Cette mise en scène évoque encore l’univers des contes tel que celui de la Belle au bois dormant ou Blanche-Neige, allongées endormies et attendant que leurs princes viennent les délivrer de leurs sorts. À nouveau, l’artiste choisit une symbolique explicite afin de permettre au spectateur de se défaire de l’image du cadavre scénographié. Au-delà de la personnification de l’animal, c’est tout le champ sémantique invoqué qui participe au glissement plastique. L’écrin sur lequel l’oiseau repose est délicat, et sa transparence joue, comme le faisait le miroir de Lovebird, sur l’intérieur et l’extérieur de l’installation, invitation au spectateur à participer à l’œuvre, à y rentrer, comme pour la cloche de verre qui était protection en même temps que révélation. Par ailleurs, il y a sur cette boîte une poignée, contrairement à la cloche en verre, qui induit la possibilité de l’ouvrir et de la fermer, et d’agir plus consciemment sur l’oiseau. Si pour Daniel Sibony :

L’œuvre est l’ensemble des limites que l’artiste a touchées, ou qui l’ont atteint. Limites de perception et de mémoire, de besoin et de désir, de déprime et de créativité, d’érotisme et de calcul. Autant d’évènements à incarner.6

L’œuvre donc, parait également être la perception et l’incarnation par le spectateur de ces mêmes limites. Aussi, en incluant cette ouverture dans son dispositif, Polly Morgan lui permet de ressentir l’expérience plastique, et de percevoir la possibilité de rentrer en tant qu’acteur dans la narration. La main, que ce soit celle de l’artiste ou celle imaginée du spectateur-acteur, induit le geste, et par là même la tactilité de l’œuvre, expérience intime de l’objet et du créateur. Cette approche tactile invite ainsi à une réception plus sensible de l’espace plastique, pour laquelle la mise à distance est moins prononcée que pour Lovebird. De plus, si pour la première œuvre les animaux renvoyaient à leurs propres morts, le temps en suspens est ici plus prononcé par le fait même de l’allusion au sommeil de la Belle au bois dormant et de Blanche-Neige, qui n’est pas non plus « naturel », mais bien sous le coup d’un sortilège, plus profond et dans l’attente d’un réveil provoqué par un tiers.

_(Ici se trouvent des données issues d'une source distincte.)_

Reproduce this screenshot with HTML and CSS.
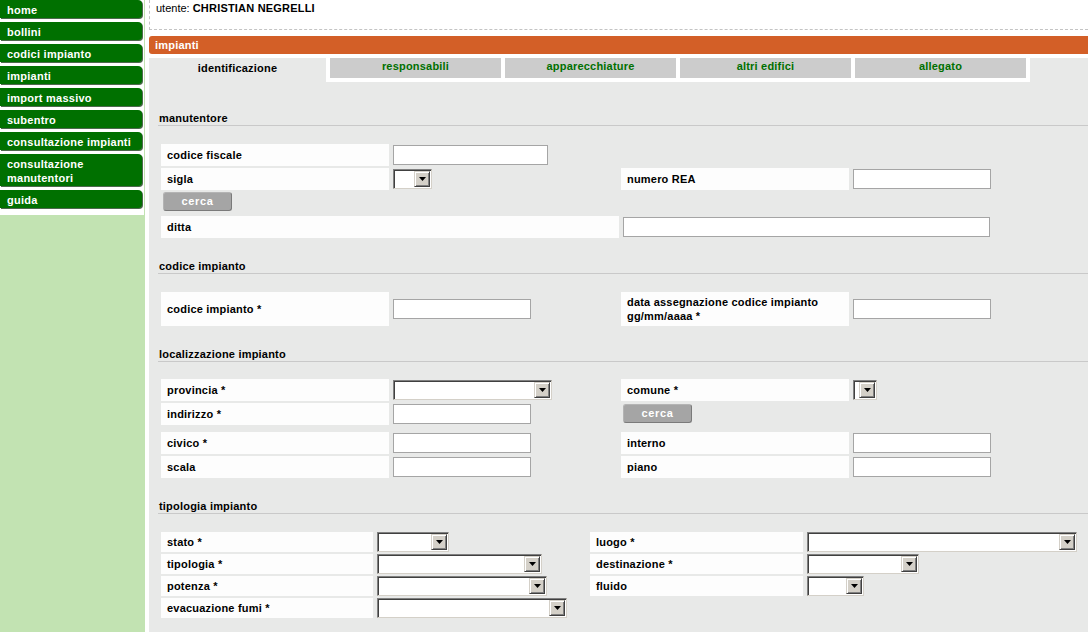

L’artiste serait-elle dès lors la sorcière qui aurait causé ce sommeil, et le spectateur l’élément qui viendrait l’interrompre ? Nous sommes avec cette question à nouveau emmenés sur le chemin de la narration, tout en ayant conscience que celle-ci sert à la mise en relief de l’espace plastique. En effet, si l’œuvre à travers ses références nous guide vers ce cheminement, elle permet également de souligner l’importance du rôle du spectateur dans la création même de son espace : il s’agit de la rencontre, du lien qui maintient la relation intime entre l’artiste, l’œuvre, et le spectateur à l’espace plastique, qui ne se résume pas aux contours et aux limites physiques de l’œuvre.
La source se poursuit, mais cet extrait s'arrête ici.